8. A look at Section 5(1) as read with Section 5(2) of the Sexual Offences Act shows that the finding of the trial court is within the law hence there is no reason to interfere with the sentence of the trial court.

9. Similarly, Section 382 of the Criminal Procedure Code provides for instances where finding or sentence are reversible by reason of error or omission in charge or other proceedings. It states that:

“Subject to the provisions hereinbefore contained, no finding, sentence or order passed by a court of competent jurisdiction shall be reversed or altered on appeal or revision on account of an error, omission or irregularity in the complaint, summons, warrant, charge, proclamation, order, judgment or other proceedings before or during the trial or in any inquiry or other proceedings under this Code, unless the error, omission or irregularity has occasioned a failure of justice:

Provided that in determining whether an error, omission or irregularity has occasioned a failure of justice the court shall have regard to the question whether the objection could and should have been raised at an earlier stage in the proceedings.”

10. I find no error or irregularity or illegality of principle when the court sentenced the appellant to 10 years and it is the considered opinion of this court that the application lacks merit and the same is dismissed.

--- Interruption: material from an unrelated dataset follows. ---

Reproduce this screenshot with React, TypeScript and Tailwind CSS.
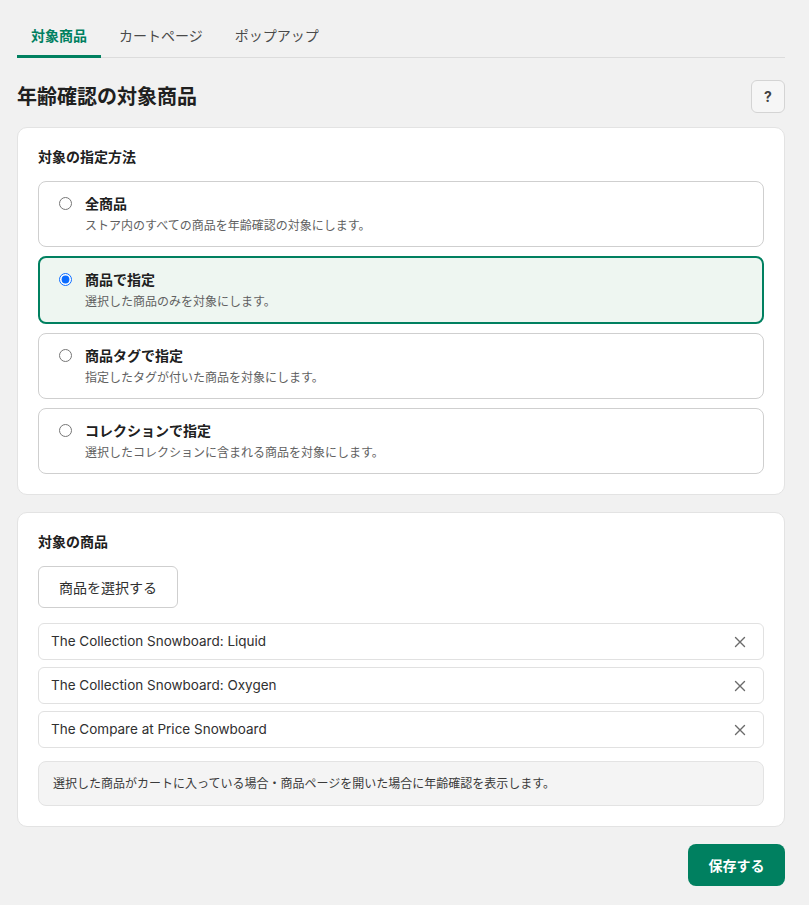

Further it is noted that the Applicant had been released on bond by the trial court and was remanded upon his conviction and thus the claim for review of sentence is not meritorious. This court had already determined the applicant’s appeal and as such is functus officio. The only avenue for the applicant is by lodging an appeal to the Court of Appeal.

It is so ordered.

Dated and delivered at Machakos this 28thday of October, 2019.